----- Dataset content

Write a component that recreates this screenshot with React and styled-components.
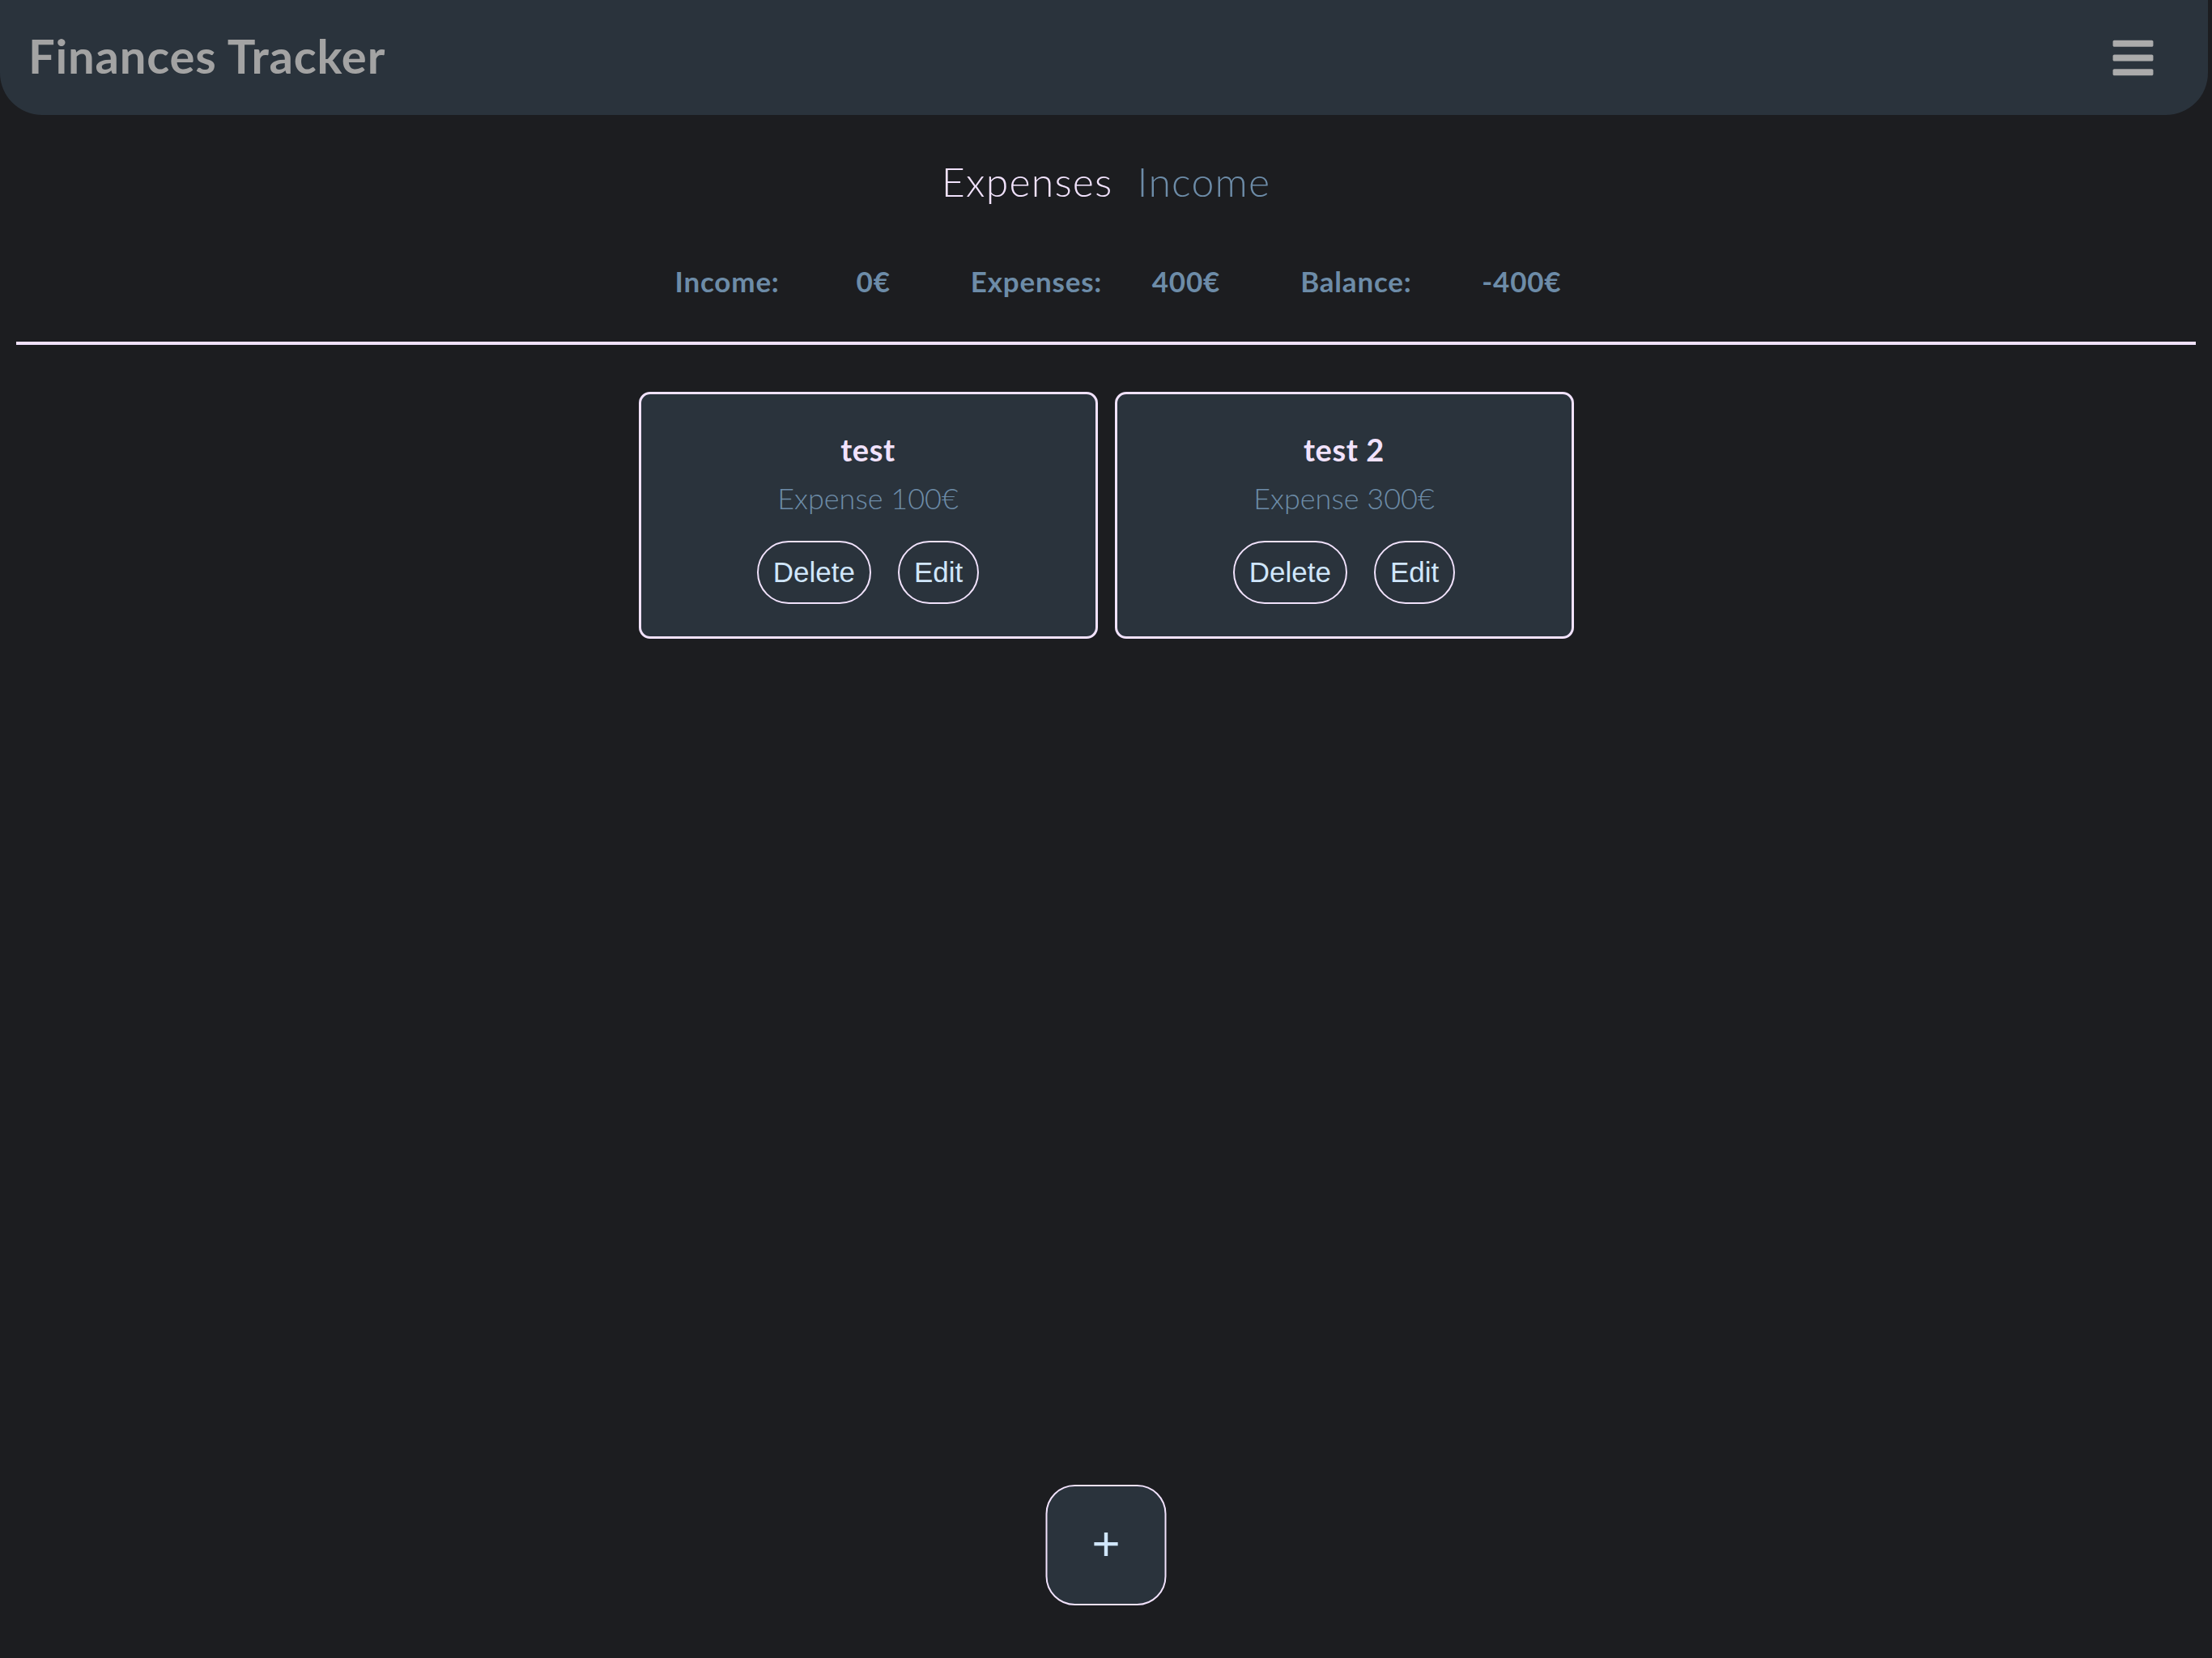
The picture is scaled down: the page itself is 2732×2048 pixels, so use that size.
import React from "react";
import styled, { createGlobalStyle } from "styled-components";
import { FaBars } from "react-icons/fa";

const GlobalStyle = createGlobalStyle`
  html, body {
    margin: 0;
    padding: 0;
    background-color: #1c1d20;
  }

  body {
    font-family: "Lato", "Noto Sans", sans-serif;
    min-height: 100vh;
  }
`;

const Page = styled.div`
  min-height: 100vh;
  background-color: #1c1d20;
`;

const Header = styled.header`
  box-sizing: border-box;
  width: calc(100% - 5px);
  height: 142px;
  padding: 0 64px 0 35px;
  display: flex;
  align-items: center;
  justify-content: space-between;
  background-color: #2a333c;
  border-radius: 0 0 52px 52px;

  h1 {
    margin: 0 0 6px;
    font-size: 58px;
    font-weight: 700;
    color: #a3a3a3;
    letter-spacing: 0.8px;
  }
`;

const MenuButton = styled.div`
  display: flex;
  color: #ababab;
  cursor: pointer;
`;

const Tabs = styled.nav`
  display: flex;
  justify-content: center;
  gap: 30px;
  margin-top: 52px;
`;

const Tab = styled.span`
  font-size: 50px;
  font-weight: 300;
  line-height: 1.2;
  letter-spacing: 1.2px;
  color: ${({ active }) => (active ? "#f1e2fc" : "#6d8ca8")};
  cursor: pointer;
`;

const Summary = styled.div`
  display: flex;
  justify-content: center;
  gap: 99px;
  margin-top: 72px;
  padding-left: 30px;
  font-size: 35px;
  font-weight: 700;
  line-height: 1.2;
  letter-spacing: 0.8px;
  color: #6d8ca8;
`;

const Stat = styled.div`
  display: flex;

  .label {
    min-width: 224px;
  }
`;

const Divider = styled.hr`
  margin: 54px 20px 0;
  border: none;
  height: 4px;
  background-color: #f1e2fc;
`;

const CardList = styled.div`
  display: flex;
  justify-content: center;
  gap: 21px;
  margin-top: 58px;
`;

const Card = styled.div`
  box-sizing: border-box;
  width: 567px;
  padding: 46px 20px 40px;
  display: flex;
  flex-direction: column;
  align-items: center;
  background-color: #2a333c;
  border: 3px solid #f1e2fc;
  border-radius: 14px;

  h3 {
    margin: 0;
    font-size: 38px;
    font-weight: 700;
    line-height: 1.2;
    letter-spacing: 0.6px;
    color: #f1e2fc;
  }

  p {
    margin: 15px 0 0;
    font-size: 36px;
    font-weight: 300;
    line-height: 1.2;
    color: #6d8ca8;
  }
`;

const Actions = styled.div`
  display: flex;
  gap: 33px;
  margin-top: 31px;
`;

const PillButton = styled.button`
  padding: 17px 18px;
  font-family: "Liberation Sans", Arial, sans-serif;
  font-size: 35px;
  line-height: 40px;
  color: #d0e6fb;
  background-color: transparent;
  border: 2px solid #f1e2fc;
  border-radius: 40px;
  cursor: pointer;
`;

const AddButton = styled.button`
  position: fixed;
  left: 50%;
  bottom: 65px;
  transform: translateX(-50%);
  width: 149px;
  height: 149px;
  display: flex;
  align-items: center;
  justify-content: center;
  padding: 0 0 4px;
  font-family: "Liberation Sans", Arial, sans-serif;
  font-size: 60px;
  color: #d0e6fb;
  background-color: #2a333c;
  border: 2px solid #f1e2fc;
  border-radius: 36px;
  cursor: pointer;
`;

const entries = [
  { id: 1, title: "test", type: "Expense", amount: 100 },
  { id: 2, title: "test 2", type: "Expense", amount: 300 }
];

const App = () => {
  const expenses = entries.reduce((sum, e) => sum + e.amount, 0);
  const income = 0;

  return (
    <Page>
      <GlobalStyle />
      <Header>
        <h1>Finances Tracker</h1>
        <MenuButton>
          <FaBars size={57} />
        </MenuButton>
      </Header>

      <Tabs>
        <Tab active>Expenses</Tab>
        <Tab>Income</Tab>
      </Tabs>

      <Summary>
        <Stat>
          <span className="label">Income:</span>
          <span>{income}€</span>
        </Stat>
        <Stat>
          <span className="label">Expenses:</span>
          <span>{expenses}€</span>
        </Stat>
        <Stat>
          <span className="label">Balance:</span>
          <span>{income - expenses}€</span>
        </Stat>
      </Summary>

      <Divider />

      <CardList>
        {entries.map(entry => (
          <Card key={entry.id}>
            <h3>{entry.title}</h3>
            <p>
              {entry.type} {entry.amount}€
            </p>
            <Actions>
              <PillButton>Delete</PillButton>
              <PillButton>Edit</PillButton>
            </Actions>
          </Card>
        ))}
      </CardList>

      <AddButton>+</AddButton>
    </Page>
  );
};

export default App;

----------

■ What to work on:
Copy the listing over exactly, skipping the pictures it holds.

■ Result:
Write a component that recreates this screenshot with React and styled-components.
The picture is scaled down: the page itself is 2732×2048 pixels, so use that size.
import React from "react";
import styled, { createGlobalStyle } from "styled-components";
import { FaBars } from "react-icons/fa";

const GlobalStyle = createGlobalStyle`
  html, body {
    margin: 0;
    padding: 0;
    background-color: #1c1d20;
  }

  body {
    font-family: "Lato", "Noto Sans", sans-serif;
    min-height: 100vh;
  }
`;

const Page = styled.div`
  min-height: 100vh;
  background-color: #1c1d20;
`;

const Header = styled.header`
  box-sizing: border-box;
  width: calc(100% - 5px);
  height: 142px;
  padding: 0 64px 0 35px;
  display: flex;
  align-items: center;
  justify-content: space-between;
  background-color: #2a333c;
  border-radius: 0 0 52px 52px;

  h1 {
    margin: 0 0 6px;
    font-size: 58px;
    font-weight: 700;
    color: #a3a3a3;
    letter-spacing: 0.8px;
  }
`;

const MenuButton = styled.div`
  display: flex;
  color: #ababab;
  cursor: pointer;
`;

const Tabs = styled.nav`
  display: flex;
  justify-content: center;
  gap: 30px;
  margin-top: 52px;
`;

const Tab = styled.span`
  font-size: 50px;
  font-weight: 300;
  line-height: 1.2;
  letter-spacing: 1.2px;
  color: ${({ active }) => (active ? "#f1e2fc" : "#6d8ca8")};
  cursor: pointer;
`;

const Summary = styled.div`
  display: flex;
  justify-content: center;
  gap: 99px;
  margin-top: 72px;
  padding-left: 30px;
  font-size: 35px;
  font-weight: 700;
  line-height: 1.2;
  letter-spacing: 0.8px;
  color: #6d8ca8;
`;

const Stat = styled.div`
  display: flex;

  .label {
    min-width: 224px;
  }
`;

const Divider = styled.hr`
  margin: 54px 20px 0;
  border: none;
  height: 4px;
  background-color: #f1e2fc;
`;

const CardList = styled.div`
  display: flex;
  justify-content: center;
  gap: 21px;
  margin-top: 58px;
`;

const Card = styled.div`
  box-sizing: border-box;
  width: 567px;
  padding: 46px 20px 40px;
  display: flex;
  flex-direction: column;
  align-items: center;
  background-color: #2a333c;
  border: 3px solid #f1e2fc;
  border-radius: 14px;

  h3 {
    margin: 0;
    font-size: 38px;
    font-weight: 700;
    line-height: 1.2;
    letter-spacing: 0.6px;
    color: #f1e2fc;
  }

  p {
    margin: 15px 0 0;
    font-size: 36px;
    font-weight: 300;
    line-height: 1.2;
    color: #6d8ca8;
  }
`;

const Actions = styled.div`
  display: flex;
  gap: 33px;
  margin-top: 31px;
`;

const PillButton = styled.button`
  padding: 17px 18px;
  font-family: "Liberation Sans", Arial, sans-serif;
  font-size: 35px;
  line-height: 40px;
  color: #d0e6fb;
  background-color: transparent;
  border: 2px solid #f1e2fc;
  border-radius: 40px;
  cursor: pointer;
`;

const AddButton = styled.button`
  position: fixed;
  left: 50%;
  bottom: 65px;
  transform: translateX(-50%);
  width: 149px;
  height: 149px;
  display: flex;
  align-items: center;
  justify-content: center;
  padding: 0 0 4px;
  font-family: "Liberation Sans", Arial, sans-serif;
  font-size: 60px;
  color: #d0e6fb;
  background-color: #2a333c;
  border: 2px solid #f1e2fc;
  border-radius: 36px;
  cursor: pointer;
`;

const entries = [
  { id: 1, title: "test", type: "Expense", amount: 100 },
  { id: 2, title: "test 2", type: "Expense", amount: 300 }
];

const App = () => {
  const expenses = entries.reduce((sum, e) => sum + e.amount, 0);
  const income = 0;

  return (
    <Page>
      <GlobalStyle />
      <Header>
        <h1>Finances Tracker</h1>
        <MenuButton>
          <FaBars size={57} />
        </MenuButton>
      </Header>

      <Tabs>
        <Tab active>Expenses</Tab>
        <Tab>Income</Tab>
      </Tabs>

      <Summary>
        <Stat>
          <span className="label">Income:</span>
          <span>{income}€</span>
        </Stat>
        <Stat>
          <span className="label">Expenses:</span>
          <span>{expenses}€</span>
        </Stat>
        <Stat>
          <span className="label">Balance:</span>
          <span>{income - expenses}€</span>
        </Stat>
      </Summary>

      <Divider />

      <CardList>
        {entries.map(entry => (
          <Card key={entry.id}>
            <h3>{entry.title}</h3>
            <p>
              {entry.type} {entry.amount}€
            </p>
            <Actions>
              <PillButton>Delete</PillButton>
              <PillButton>Edit</PillButton>
            </Actions>
          </Card>
        ))}
      </CardList>

      <AddButton>+</AddButton>
    </Page>
  );
};

export default App;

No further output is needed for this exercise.